▸ **Set problem**:
Copy the lines holding the word "index", all of them.

▸ **Data segment**:
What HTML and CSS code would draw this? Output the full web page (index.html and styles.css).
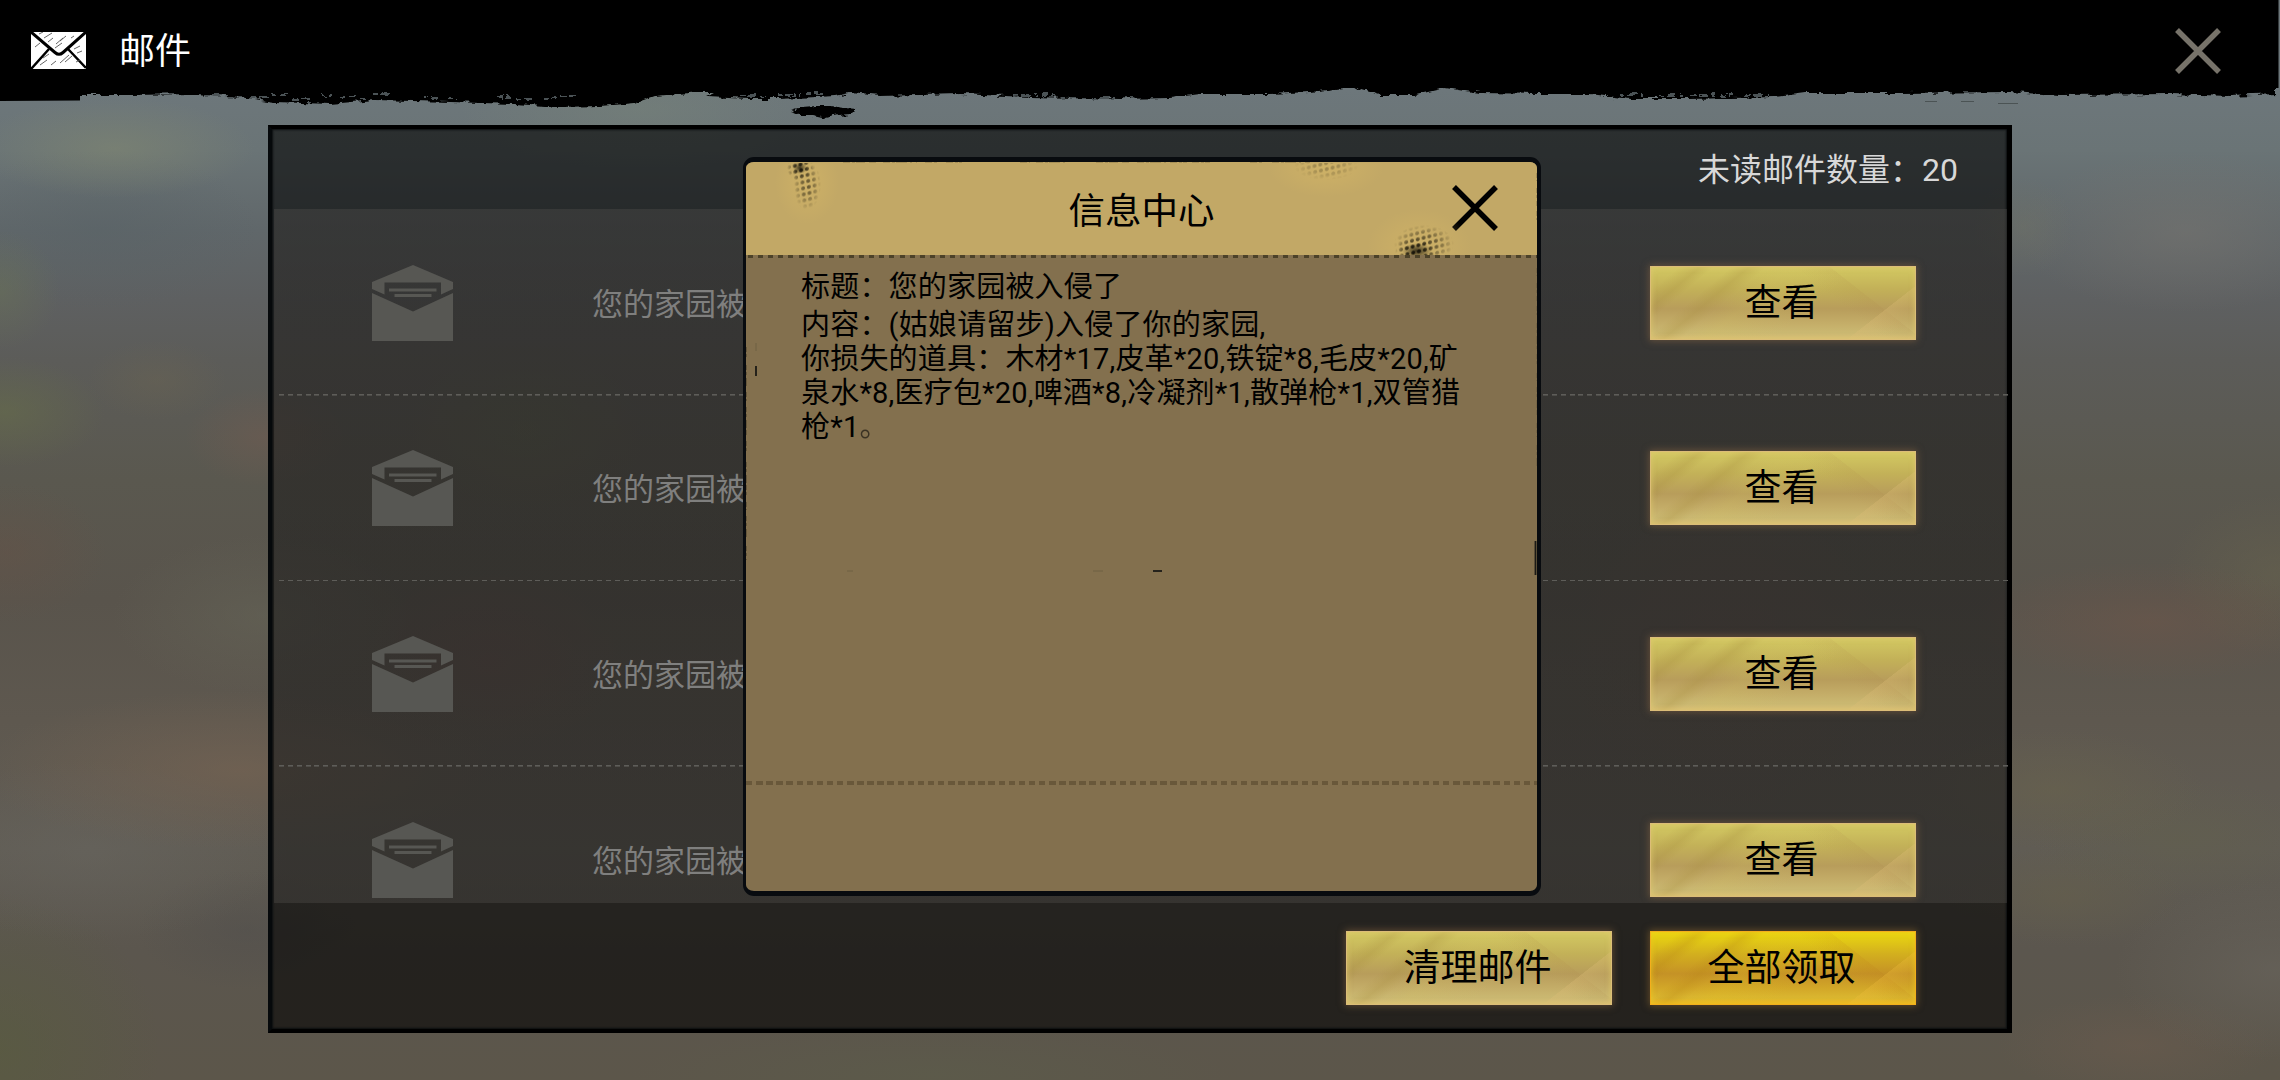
FILE: index.html
```html
<!DOCTYPE html>
<html lang="zh-CN">
<head>
    <meta charset="UTF-8">
    <meta name="viewport" content="width=device-width, initial-scale=1.0">
    <title>邮件</title>
    <link rel="stylesheet" href="styles.css">
</head>
<body>

<!-- shared symbols -->
<svg class="defs" width="0" height="0">
    <symbol id="mail-open" viewBox="0 0 81 76">
        <path d="M0 17 L41 0 L81 17 V24 L69 29.500 V17.500 H12.500 V29.500 L0 24 Z"/>
        <path d="M0 28 L41 46.500 L81 28 V76 H0 Z"/>
        <path d="M17 23.500 H64.500 V26.500 H17 Z M22.500 29 H59.500 V32 H22.500 Z"/>
    </symbol>
    <symbol id="cross" viewBox="0 0 48 48">
        <path d="M3 3 L45 45 M45 3 L3 45" fill="none" stroke="currentColor" stroke-width="5.500"/>
    </symbol>
</svg>

<header class="topbar">
    <svg class="topbar-edge" width="2280" height="130" viewBox="0 0 2280 130">
        <filter id="rough" x="0" y="0" width="2280" height="130" filterUnits="userSpaceOnUse">
            <feTurbulence type="fractalNoise" baseFrequency="0.100 0.250" numOctaves="3" seed="4"/>
            <feDisplacementMap in="SourceGraphic" scale="7" xChannelSelector="R" yChannelSelector="G"/>
        </filter>
        <path d="M0 0 H2278.500 V88 H0 Z"/>
        <path d="M0 101 V80 H80 V100.500 Z"/>
        <path d="M0 78 V98 H76 L80 95 H130 L195 94 L240 97 L275 102 L330 104 L375 100 L450 102 L515 104 L560 107 L600 106 L635 103 L655 96 L700 92 H716 L706 97 L750 99 L780 99 L835 96 L850 93 L880 96 L960 94 L1030 97 L1120 99 L1170 98 L1200 94 H1270 L1310 92 L1353 87 L1380 95 L1415 95 L1445 88 L1480 93 L1540 94 H1590 L1630 99 L1690 99 L1775 97 L1805 93 H1900 L2010 92 L2060 95 L2170 94 L2230 96 L2276 94 V78 Z" filter="url(#rough)"/>
        <path d="M791 111 L803 107 L815 106 L830 106 L845 108 L857 109 L852 114 L838 115 L826 118 L812 115 L800 115 Z" filter="url(#rough)"/>
        <g class="edge-scratch">
            <path d="M205 95 h18 m5 2 h14 m8 1 h17 m5 -3 h15 m6 4 h20 m8 -3 h12 m7 1 h25 m8 -3 h20 m30 4 h15 m10 0 h9 m40 -1 h13 m6 2 h19 m8 0 h14 m3 -3 h20" filter="url(#rough)"/>
            <path d="M740 96 h30 m8 -1 h22 m6 -2 h20 M1620 95 h30 m9 1 h25 m7 -1 h42 m12 0 h24" filter="url(#rough)"/>
            <path d="M1013 95 h40 m8 3 h54 m8 0 h12" filter="url(#rough)"/>
        </g>
        <path class="edge-dust" d="M1925 101.500 h12 m24 0 h13 m24 2 h20"/>
    </svg>
    <svg class="topbar-icon" width="55" height="37" viewBox="0 0 55 37">
        <rect width="55" height="37" fill="#fff"/>
        <path d="M0 0 L24 20.500 Q28 24 32 20.500 L55 0" fill="none" stroke="#000" stroke-width="3"/>
        <path d="M0 37 L18 17 M55 36 L37 17" fill="none" stroke="#000" stroke-width="2.500"/>
        <path d="M8 2 l4 -2 M13 6 l8 -5 M17 10 l5 -4 M25 12 l7 -6 M29 9 l6 -5 M24 16 l7 -5 M34 30 l7 -6 M29 31 l9 -8 M12 26 l6 -4 M9 33 l7 -5 M43 17 l6 -3 M46 21 l5 -2 M4 15 l5 -4 M20 33 l5 -4 M45 30 l4 -2 M40 6 l3 -2" stroke="#555" stroke-width="0.900"/>
    </svg>
    <h1>邮件</h1>
    <svg class="topbar-close" width="48" height="48"><use href="#cross"/></svg>
</header>

<main class="panel">
    <div class="panel-head">未读邮件数量：20</div>
    <ul class="mail-list">
        <li class="mail">
            <svg class="mail-icon" width="81" height="76"><use href="#mail-open"/></svg>
            <span class="mail-title">您的家园被入侵了</span>
            <button class="btn">查看</button>
        </li>
        <li class="mail">
            <svg class="mail-icon" width="81" height="76"><use href="#mail-open"/></svg>
            <span class="mail-title">您的家园被入侵了</span>
            <button class="btn">查看</button>
        </li>
        <li class="mail">
            <svg class="mail-icon" width="81" height="76"><use href="#mail-open"/></svg>
            <span class="mail-title">您的家园被入侵了</span>
            <button class="btn">查看</button>
        </li>
        <li class="mail">
            <svg class="mail-icon" width="81" height="76"><use href="#mail-open"/></svg>
            <span class="mail-title">您的家园被入侵了</span>
            <button class="btn">查看</button>
        </li>
    </ul>
    <div class="panel-foot">
        <button class="btn">清理邮件</button>
        <button class="btn btn-gold">全部领取</button>
    </div>
</main>

<section class="dialog">
    <div class="dialog-head">
        <h2>信息中心</h2>
        <svg class="dialog-close" width="48" height="48"><use href="#cross"/></svg>
    </div>
    <div class="dialog-body">
        <p class="dialog-title">标题：您的家园被入侵了</p>
        <p>内容：(姑娘请留步)入侵了你的家园,<br>你损失的道具：木材*17,皮革*20,铁锭*8,毛皮*20,矿<br>泉水*8,医疗包*20,啤酒*8,冷凝剂*1,散弹枪*1,双管猎<br>枪*1<span class="stop">。</span></p>
    </div>
    <div class="dialog-foot"></div>

    <!-- halftone spots and worn border -->
    <svg class="dialog-wear" width="798" height="739" viewBox="0 0 798 739">
        <defs>
            <pattern id="dots" width="6" height="6" patternUnits="userSpaceOnUse" patternTransform="rotate(-14) skewX(-8)">
                <circle cx="3" cy="3" r="2" fill="#17140a"/>
            </pattern>
            <radialGradient id="fade">
                <stop offset="0" stop-color="#fff"/>
                <stop offset="0.450" stop-color="#fff" stop-opacity="0.700"/>
                <stop offset="1" stop-color="#fff" stop-opacity="0"/>
            </radialGradient>
            <radialGradient id="glow">
                <stop offset="0" stop-color="#d3b566" stop-opacity="0.700"/>
                <stop offset="1" stop-color="#d3b566" stop-opacity="0"/>
            </radialGradient>
            <radialGradient id="ink">
                <stop offset="0" stop-color="#17140a" stop-opacity="0.800"/>
                <stop offset="1" stop-color="#17140a" stop-opacity="0"/>
            </radialGradient>
            <clipPath id="head-clip">
                <path d="M5 6 H793 V98 H5 Z"/>
            </clipPath>
            <mask id="spots">
                <ellipse cx="57" cy="11" rx="13" ry="13" fill="url(#fade)"/>
                <ellipse cx="64" cy="28" rx="14" ry="25" fill="url(#fade)" opacity="0.600"/>
                <ellipse cx="583" cy="9" rx="32" ry="14" fill="url(#fade)" opacity="0.300"/>
                <ellipse cx="672" cy="95" rx="20" ry="14" fill="url(#fade)"/>
                <ellipse cx="681" cy="87" rx="30" ry="19" fill="url(#fade)" opacity="0.700"/>
            </mask>
        </defs>
        <g clip-path="url(#head-clip)">
            <ellipse cx="64" cy="25" rx="32" ry="42" fill="url(#glow)"/>
            <ellipse cx="583" cy="10" rx="58" ry="30" fill="url(#glow)"/>
            <ellipse cx="676" cy="90" rx="52" ry="38" fill="url(#glow)"/>
            <ellipse cx="674" cy="94" rx="15" ry="8" fill="url(#ink)"/>
            <ellipse cx="57" cy="11" rx="7" ry="6" fill="url(#ink)"/>
            <path d="M5 6 H793 V98 H5 Z" fill="url(#dots)" mask="url(#spots)"/>
        </g>
        <path class="wear-tan" d="M100 4.800 h22 m4 0 h9 m5 0 h34 m8 0 h12 m9 0 h16 m58 0 h10 m6 0 h30 m30 0 h22 m4 0 h8 m7 0 h50 m5 0 h18 m40 0 h12 m10 0 h38"/>
        <g class="wear-olive">
            <path d="M3 190 v12 m0 6 v22 m0 5 v9 m0 6 v30 m0 4 v12 m0 9 v35 m0 5 v8 m0 6 v22 m0 8 v14"/>
            <path d="M794.500 16 v8 m0 7 v18 m0 5 v9 m0 48 v8 m0 7 v18 m0 5 v9 m0 8 v26 m0 5 v12 m0 7 v8 m0 6 v30 m0 6 v14 m0 8 v22"/>
            <path d="M378 735 h46 m6 0 h12 m20 0 h14 m8 0 h25 m6 0 h7 m20 0 h12 m24 0 h8 m60 0 h30 m10 0 h26"/>
        </g>
        <g class="wear-dark">
            <path d="M13 209 v10 M792.500 384 v34"/>
            <path d="M410 414 h9"/>
        </g>
        <path class="wear-faint" d="M13 186 v8 M104 414 h6 M350 414 h10"/>
    </svg>
</section>

</body>
</html>
```
FILE: styles.css
```css
* {
    box-sizing: border-box;
}
body {
    position: relative;
    width: 2280px;
    height: 1080px;
    margin: 0;
    overflow: hidden;
    font-family: Roboto, "Noto Sans CJK SC", sans-serif;
    background:
        radial-gradient(ellipse 140px 50px at 115px 148px, rgba(130, 136, 112, 0.55), transparent),
        radial-gradient(ellipse 60px 60px at 0 290px, rgba(108, 118, 82, 0.4), transparent),
        radial-gradient(ellipse 100px 55px at 5px 412px, rgba(104, 112, 72, 0.5), transparent),
        radial-gradient(ellipse 160px 80px at 100px 230px, rgba(88, 98, 102, 0.5), transparent),
        radial-gradient(ellipse 70px 40px at 157px 380px, rgba(110, 102, 80, 0.35), transparent),
        radial-gradient(ellipse 80px 50px at 265px 437px, rgba(114, 92, 80, 0.5), transparent),
        radial-gradient(ellipse 100px 70px at 7px 552px, rgba(102, 82, 70, 0.45), transparent),
        radial-gradient(ellipse 150px 80px at 263px 615px, rgba(102, 102, 88, 0.5), transparent),
        radial-gradient(ellipse 260px 80px at 240px 770px, rgba(120, 100, 82, 0.6), transparent),
        radial-gradient(ellipse 200px 90px at 90px 850px, rgba(104, 102, 96, 0.5), transparent),
        radial-gradient(ellipse 110px 60px at 247px 930px, rgba(80, 78, 76, 0.5), transparent),
        radial-gradient(ellipse 160px 160px at 0 1050px, rgba(88, 92, 62, 0.6), transparent),
        radial-gradient(ellipse 50px 50px at 2023px 227px, rgba(116, 116, 100, 0.4), transparent),
        radial-gradient(ellipse 170px 80px at 2185px 232px, rgba(122, 118, 112, 0.5), transparent),
        radial-gradient(ellipse 180px 60px at 2150px 622px, rgba(108, 86, 74, 0.6), transparent),
        radial-gradient(ellipse 110px 80px at 2275px 575px, rgba(104, 100, 78, 0.5), transparent),
        radial-gradient(ellipse 150px 60px at 2055px 790px, rgba(106, 100, 76, 0.5), transparent),
        radial-gradient(ellipse 150px 60px at 2180px 838px, rgba(98, 96, 76, 0.5), transparent),
        radial-gradient(ellipse 120px 50px at 2065px 895px, rgba(102, 96, 74, 0.5), transparent),
        radial-gradient(ellipse 160px 90px at 2275px 970px, rgba(108, 104, 96, 0.5), transparent),
        radial-gradient(ellipse 140px 50px at 2137px 1045px, rgba(110, 92, 78, 0.45), transparent),
        radial-gradient(ellipse 130px 90px at 490px 660px, rgba(112, 78, 74, 0.45), transparent),
        radial-gradient(ellipse 120px 90px at 525px 430px, rgba(98, 104, 76, 0.5), transparent),
        radial-gradient(ellipse 160px 160px at 1730px 650px, rgba(106, 82, 72, 0.4), transparent),
        radial-gradient(ellipse 300px 50px at 930px 1075px, rgba(92, 96, 74, 0.4), transparent),
        radial-gradient(ellipse 180px 60px at 640px 110px, rgba(122, 134, 120, 0.4), transparent),
        linear-gradient(#6d777b 90px, #6a7476 150px, #60676a 230px, #5e6061 300px, #5c5c59 360px, #5a584f 480px, #59544c 600px, #5e584f 720px, #605c54 850px, #5b564e 950px, #5c564a 1080px);
}
h1, h2, p, ul {
    margin: 0;
    padding: 0;
    font-weight: normal;
}
.defs {
    position: absolute;
}

/* top bar */
.topbar {
    position: relative;
    display: flex;
    align-items: center;
    height: 101px;
    padding: 0 58px 0 31px;
    color: #fff;
}
.topbar-edge {
    position: absolute;
    top: 0;
    left: 0;
}
.edge-scratch {
    fill: none;
    stroke: #4c5356;
    stroke-width: 2;
    stroke-dasharray: 5 3 9 4 3 6;
}
.edge-dust {
    fill: none;
    stroke: #4b5354;
    stroke-width: 1.2;
}
.topbar-icon {
    position: relative;
}
.topbar h1 {
    position: relative;
    margin-left: 33px;
    padding-top: 3px;
    font-size: 36px;
    line-height: 52px;
}
.topbar-close {
    position: relative;
    margin-left: auto;
    color: #77736a;
}

/* mail panel */
.panel {
    display: flex;
    flex-direction: column;
    width: 1744px;
    height: 908px;
    margin: 24px 0 0 268px;
    border: 4px solid #000;
    border-left-color: #06090b;
    border-right-width: 5px;
    background: rgba(0, 0, 0, 0.6);
    box-shadow: inset 0 0 2px 1px #0b0e10;
}
.panel-head {
    height: 80px;
    padding-right: 49px;
    font-size: 32px;
    line-height: 82px;
    text-align: right;
    color: #d8d8d8;
}
.mail-list {
    height: 694px;
    margin: 0 -5px 0 2px;
    padding-top: 1px;
    overflow: hidden;
    list-style: none;
    background: linear-gradient(rgba(95, 92, 88, 0.29), rgba(95, 92, 88, 0.29)) 0 0 / calc(100% - 5px) 100% no-repeat;
}
.mail {
    display: flex;
    align-items: center;
    height: 185.6px;
    padding: 0 96px 0 98px;
    background: repeating-linear-gradient(90deg, #5e5d59 0 5px, transparent 5px 8.84px) 5px 100% / 100% 1.6px no-repeat;
}
.mail-icon {
    fill: #575753;
}
.mail-title {
    margin-left: 139px;
    padding-bottom: 3px;
    font-size: 31px;
    color: #7f7f7e;
}
.mail .btn {
    margin-left: auto;
}
.panel-foot {
    display: flex;
    justify-content: flex-end;
    gap: 38px;
    padding: 28px 91px 0 0;
}

.btn {
    width: 266px;
    height: 74px;
    padding: 0 3px 6px 0;
    border: 1.5px solid #dcbd78;
    font-family: inherit;
    font-size: 37px;
    color: #000;
    background:
        linear-gradient(142deg, transparent 81%, rgba(222, 190, 120, 0.3) 81.2%, transparent 92%),
        linear-gradient(38deg, transparent 66%, rgba(170, 130, 70, 0.1) 76%, transparent 76.2%),
        linear-gradient(140deg, transparent 8%, rgba(165, 140, 60, 0.25) 14%, transparent 18%, transparent 23%, rgba(165, 140, 60, 0.25) 28%, transparent 33%, rgba(215, 200, 100, 0.15) 40%, transparent 60%),
        linear-gradient(#d3c962, #c3b158 30%, #b89d5b 58%, #c4ad68 78%, #cbb972 92%, #d8bd78);
    box-shadow: 0 0 7px 1px rgba(150, 110, 70, 0.5), inset 0 0 5px 1px rgba(222, 200, 110, 0.7);
}
.btn-gold {
    border-color: #f3ae1c;
    background:
        linear-gradient(142deg, transparent 81%, rgba(240, 190, 60, 0.3) 81.2%, transparent 92%),
        linear-gradient(38deg, transparent 66%, rgba(180, 110, 20, 0.1) 76%, transparent 76.2%),
        linear-gradient(140deg, transparent 8%, rgba(180, 130, 20, 0.25) 14%, transparent 18%, transparent 23%, rgba(180, 130, 20, 0.25) 28%, transparent 33%, rgba(230, 200, 30, 0.15) 40%, transparent 60%),
        linear-gradient(#ebd910, #d3b01e 30%, #c59226 58%, #d2a728 78%, #dbb730 92%, #eeb424);
    box-shadow: 0 0 7px 1px rgba(150, 110, 50, 0.55), inset 0 0 5px 1px rgba(240, 200, 30, 0.7);
}

/* message dialog, over the panel */
.dialog {
    position: absolute;
    top: 157px;
    left: 743px;
    display: flex;
    flex-direction: column;
    width: 798px;
    height: 739px;
    border: 4px solid #080b0f;
    border-width: 5px 4px 5px 3px;
    border-radius: 11px;
    background: #83704e;
    overflow: hidden;
    color: #000;
}
.dialog-head {
    display: grid;
    grid-template-columns: 1fr auto 1fr;
    align-items: center;
    height: 96px;
    flex: none;
    padding-right: 38px;
    background:
        repeating-linear-gradient(90deg, #4c4229 0 5px, transparent 5px 10.1px) 2px 100% / 100% 3px no-repeat,
        linear-gradient(#c2a866 93px, #83704e 93px);
}
.dialog-head h2 {
    grid-column: 2;
    margin-left: 38px;
    padding-top: 4px;
    font-size: 36.5px;
    line-height: 54px;
}
.dialog-close {
    justify-self: end;
    margin-bottom: 5px;
}
.dialog-body {
    flex: none;
    height: 523px;
    padding: 10px 0 0 55px;
    font-size: 29px;
    line-height: 34px;
    letter-spacing: 0.2px;
    white-space: nowrap;
}
.dialog-title {
    margin: 2px 0 4px;
}
.stop {
    opacity: 0.55;
}
.dialog-foot {
    height: 4px;
    background: repeating-linear-gradient(90deg, #69583a 0 6.5px, transparent 6.5px 10.1px);
}
.dialog-wear {
    position: absolute;
    top: -5px;
    left: -3px;
    fill: none;
}
.wear-tan {
    stroke: #8c7846;
    stroke-width: 1.6;
    stroke-dasharray: 7 2 3 1 11 3 2 4;
}
.wear-olive {
    stroke: #5f5238;
    stroke-width: 1.6;
    stroke-dasharray: 5 2 3 3 8 2;
}
.wear-dark {
    stroke: #1b1a16;
    stroke-width: 1.8;
}
.wear-faint {
    stroke: #6f6043;
    stroke-width: 1;
}
```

▸ **Written answer**:
What HTML and CSS code would draw this? Output the full web page (index.html and styles.css).
FILE: index.html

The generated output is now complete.